START Dataset content
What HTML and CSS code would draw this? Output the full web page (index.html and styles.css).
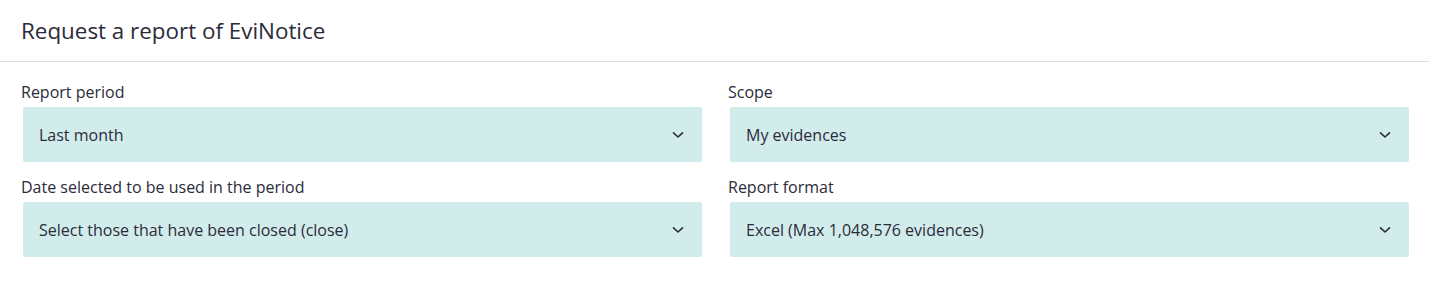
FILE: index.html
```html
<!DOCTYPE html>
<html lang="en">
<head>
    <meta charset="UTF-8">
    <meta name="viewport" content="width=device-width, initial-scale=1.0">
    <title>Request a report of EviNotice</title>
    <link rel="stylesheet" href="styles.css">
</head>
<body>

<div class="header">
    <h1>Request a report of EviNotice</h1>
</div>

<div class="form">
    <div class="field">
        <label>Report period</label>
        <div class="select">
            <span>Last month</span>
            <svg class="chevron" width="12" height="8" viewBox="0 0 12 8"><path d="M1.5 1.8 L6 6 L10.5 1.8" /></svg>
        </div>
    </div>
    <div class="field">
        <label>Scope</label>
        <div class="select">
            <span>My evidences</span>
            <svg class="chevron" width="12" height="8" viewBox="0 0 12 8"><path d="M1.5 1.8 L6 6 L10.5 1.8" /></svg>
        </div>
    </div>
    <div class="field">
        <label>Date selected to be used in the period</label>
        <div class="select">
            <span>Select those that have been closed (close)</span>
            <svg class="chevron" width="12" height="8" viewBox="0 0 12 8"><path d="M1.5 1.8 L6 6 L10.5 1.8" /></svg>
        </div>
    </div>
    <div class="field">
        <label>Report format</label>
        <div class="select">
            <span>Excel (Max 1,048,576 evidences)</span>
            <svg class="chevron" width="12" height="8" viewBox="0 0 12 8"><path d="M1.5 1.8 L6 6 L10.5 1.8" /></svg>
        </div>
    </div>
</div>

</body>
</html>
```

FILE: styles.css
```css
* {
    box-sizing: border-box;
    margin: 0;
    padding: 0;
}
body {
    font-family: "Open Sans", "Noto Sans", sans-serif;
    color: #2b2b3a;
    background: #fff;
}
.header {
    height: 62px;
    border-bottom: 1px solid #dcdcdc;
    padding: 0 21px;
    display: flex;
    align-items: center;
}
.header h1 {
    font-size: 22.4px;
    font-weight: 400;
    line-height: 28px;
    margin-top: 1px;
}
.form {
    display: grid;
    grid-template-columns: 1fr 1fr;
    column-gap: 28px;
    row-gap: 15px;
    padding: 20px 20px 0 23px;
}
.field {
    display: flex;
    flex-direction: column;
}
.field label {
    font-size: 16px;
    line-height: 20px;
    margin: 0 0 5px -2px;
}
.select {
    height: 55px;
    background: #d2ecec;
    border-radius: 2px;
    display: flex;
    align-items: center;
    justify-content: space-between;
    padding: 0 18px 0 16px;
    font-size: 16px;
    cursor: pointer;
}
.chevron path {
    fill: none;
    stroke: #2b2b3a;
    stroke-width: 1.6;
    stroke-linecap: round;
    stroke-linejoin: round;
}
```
END Dataset content
Exercise requirements:
Scan the listing above and identify each line holding the string "index"; copy every such line.

Task response:
What HTML and CSS code would draw this? Output the full web page (index.html and styles.css).
FILE: index.html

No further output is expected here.